SPRINGFIELD – The fired former developer on a Springfield Baptist Student Union (BSU) project has filed a mechanic’s lien claim for “pre-construction services” it says were done before it was terminated last fall by the Executive Board of the Missouri Baptist Convention (EBMBC).
Convention leaders dispute the claim and say the developer was let go before a final contract was even negotiated. The project has been on hold for the initial fund-raising phase. MBC legal counsel say they hope to resolve the matter either by mediation or in court.
Integrity Development and Construction LLC filed a mechanic’s lien claim on March 10, 2022, in Greene County, MO, circuit court, asserting that it had performed “pre-construction services” worth $319,620.18, before it was terminated by EBMBC in September 2021. The first and only “invoice” was dated October 11, 2021, after EBMBC told Integrity it would not be servicing the project. The “Application for Payment No. 1” asserts that pre-construction services were “100% complete” and that EBMBC owed the developer an additional $761,002,00 for “overhead and Profit for Uncompleted Work.” (The lien claim does not seek the “lost profits” portion of the invoice.)
In a written statement to Pathway, MBC legal counsel said the developer had submitted no invoices before it was struck from the project. The developer has not provided details about the work it now says it performed, and has not explained why it would spend substantial time on a project on hold for fundraising. Legal counsel said it appeared that the lien claim was in retaliation for being let go before the project got underway, and before key details were ironed out.

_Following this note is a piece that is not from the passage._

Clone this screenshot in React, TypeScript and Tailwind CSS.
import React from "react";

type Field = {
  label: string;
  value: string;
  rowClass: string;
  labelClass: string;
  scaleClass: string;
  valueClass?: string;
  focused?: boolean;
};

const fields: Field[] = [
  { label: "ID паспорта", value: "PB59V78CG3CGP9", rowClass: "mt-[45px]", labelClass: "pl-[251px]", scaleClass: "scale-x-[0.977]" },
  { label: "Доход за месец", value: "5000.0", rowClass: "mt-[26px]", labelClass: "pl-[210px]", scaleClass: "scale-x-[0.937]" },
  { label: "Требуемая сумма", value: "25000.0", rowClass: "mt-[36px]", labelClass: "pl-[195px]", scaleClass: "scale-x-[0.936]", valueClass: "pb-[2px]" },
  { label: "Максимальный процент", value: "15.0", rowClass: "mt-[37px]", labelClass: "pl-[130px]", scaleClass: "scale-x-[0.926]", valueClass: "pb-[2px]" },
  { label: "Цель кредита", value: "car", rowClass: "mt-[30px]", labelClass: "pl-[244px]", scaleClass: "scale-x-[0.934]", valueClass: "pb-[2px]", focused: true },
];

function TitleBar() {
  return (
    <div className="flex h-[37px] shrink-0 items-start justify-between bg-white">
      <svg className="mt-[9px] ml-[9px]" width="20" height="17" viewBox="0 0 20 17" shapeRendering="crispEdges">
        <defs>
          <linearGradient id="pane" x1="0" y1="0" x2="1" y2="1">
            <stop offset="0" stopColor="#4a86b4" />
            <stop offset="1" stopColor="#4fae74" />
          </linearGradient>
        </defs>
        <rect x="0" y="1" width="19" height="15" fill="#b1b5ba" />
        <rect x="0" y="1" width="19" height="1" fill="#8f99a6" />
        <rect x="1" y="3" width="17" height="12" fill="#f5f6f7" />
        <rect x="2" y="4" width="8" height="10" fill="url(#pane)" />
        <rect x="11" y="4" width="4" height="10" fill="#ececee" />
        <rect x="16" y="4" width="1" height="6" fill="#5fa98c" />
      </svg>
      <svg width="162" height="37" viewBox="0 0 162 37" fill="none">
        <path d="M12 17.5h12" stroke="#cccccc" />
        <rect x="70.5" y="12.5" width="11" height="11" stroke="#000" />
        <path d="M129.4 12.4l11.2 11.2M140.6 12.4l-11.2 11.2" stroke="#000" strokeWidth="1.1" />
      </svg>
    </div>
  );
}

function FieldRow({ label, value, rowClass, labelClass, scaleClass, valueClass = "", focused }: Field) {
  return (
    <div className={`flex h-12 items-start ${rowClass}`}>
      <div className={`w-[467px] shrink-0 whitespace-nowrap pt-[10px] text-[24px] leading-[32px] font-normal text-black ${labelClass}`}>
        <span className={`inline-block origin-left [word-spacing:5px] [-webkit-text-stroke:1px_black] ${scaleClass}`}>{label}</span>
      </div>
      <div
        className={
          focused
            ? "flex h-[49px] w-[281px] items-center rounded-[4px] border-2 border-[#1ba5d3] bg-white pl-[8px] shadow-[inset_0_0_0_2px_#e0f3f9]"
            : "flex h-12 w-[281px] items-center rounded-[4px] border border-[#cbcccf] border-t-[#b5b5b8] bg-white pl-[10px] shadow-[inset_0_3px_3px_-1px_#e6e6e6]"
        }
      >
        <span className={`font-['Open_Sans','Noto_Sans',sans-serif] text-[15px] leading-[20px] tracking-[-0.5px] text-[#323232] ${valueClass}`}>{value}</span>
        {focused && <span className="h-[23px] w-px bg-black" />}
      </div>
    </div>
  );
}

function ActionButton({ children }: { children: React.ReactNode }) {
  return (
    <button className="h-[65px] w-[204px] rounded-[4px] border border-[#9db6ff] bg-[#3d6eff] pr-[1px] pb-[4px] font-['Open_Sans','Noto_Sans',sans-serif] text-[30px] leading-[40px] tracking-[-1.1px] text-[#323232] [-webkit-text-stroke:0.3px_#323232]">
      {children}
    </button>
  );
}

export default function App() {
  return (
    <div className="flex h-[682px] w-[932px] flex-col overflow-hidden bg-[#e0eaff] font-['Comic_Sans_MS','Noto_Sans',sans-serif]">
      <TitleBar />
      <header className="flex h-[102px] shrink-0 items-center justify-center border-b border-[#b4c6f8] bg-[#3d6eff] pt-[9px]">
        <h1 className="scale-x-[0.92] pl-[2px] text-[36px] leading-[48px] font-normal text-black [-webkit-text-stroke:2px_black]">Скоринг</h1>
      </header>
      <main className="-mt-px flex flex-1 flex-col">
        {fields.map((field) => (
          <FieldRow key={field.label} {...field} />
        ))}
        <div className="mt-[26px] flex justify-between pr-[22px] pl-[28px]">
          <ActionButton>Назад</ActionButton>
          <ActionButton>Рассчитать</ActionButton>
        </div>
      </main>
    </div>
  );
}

The developer did attach to the lien claim a copy of a standard form contract for developers used by the parties. A cursory review of the pre-printed form prepared by the developer shows that many material terms were explicitly left “to be determined” after the project raised enough funds to start. These included important parts of any project, such as the scope of work, the architectural plans, the commencement date and completion date, even the “contract sum” to be paid to the developer for services.
“This project was in the early stages, and any agreement was a work in progress,” said MBC legal counsel Michael Whitehead. “Many of the major terms of the contract were waiting to be defined. The parties signed as an expression of intent to use the particular developer. After a few meetings, EBMBC told Integrity that its services would no longer be needed. Only then did the developer claim that it had completed 100% if the pre-construction work and that it was owed its lost profits for work it had not done. This is a tight economy, but no reasonable business would pay $300,000 for a bill unless those services were performed and delivered. When we asked Integrity for details, they hit the project with a lien. EBMBC will gladly pay its just debts, if we see proof of services actually performed for this project.”
At the March 10th meeting of the Executive Board, a decision was made to explore additional avenues for funding the project, and to begin some preliminary demolition work on old buildings. The Executive Board’s recommendations regarding the BSU project in Springfield read as follows:
• “The Executive Board authorizes the demolition of the student center building and annex building both located on the Springfield BSU property using funds already approved by previous Executive Board decisions. The approximate cost of this demolition is not expected to exceed $125,000.”
• “The Executive Board authorizes the Executive Director time to research new models being considered in other state conventions for multipurpose buildings similar to the plans developed for the Springfield BSU Project.”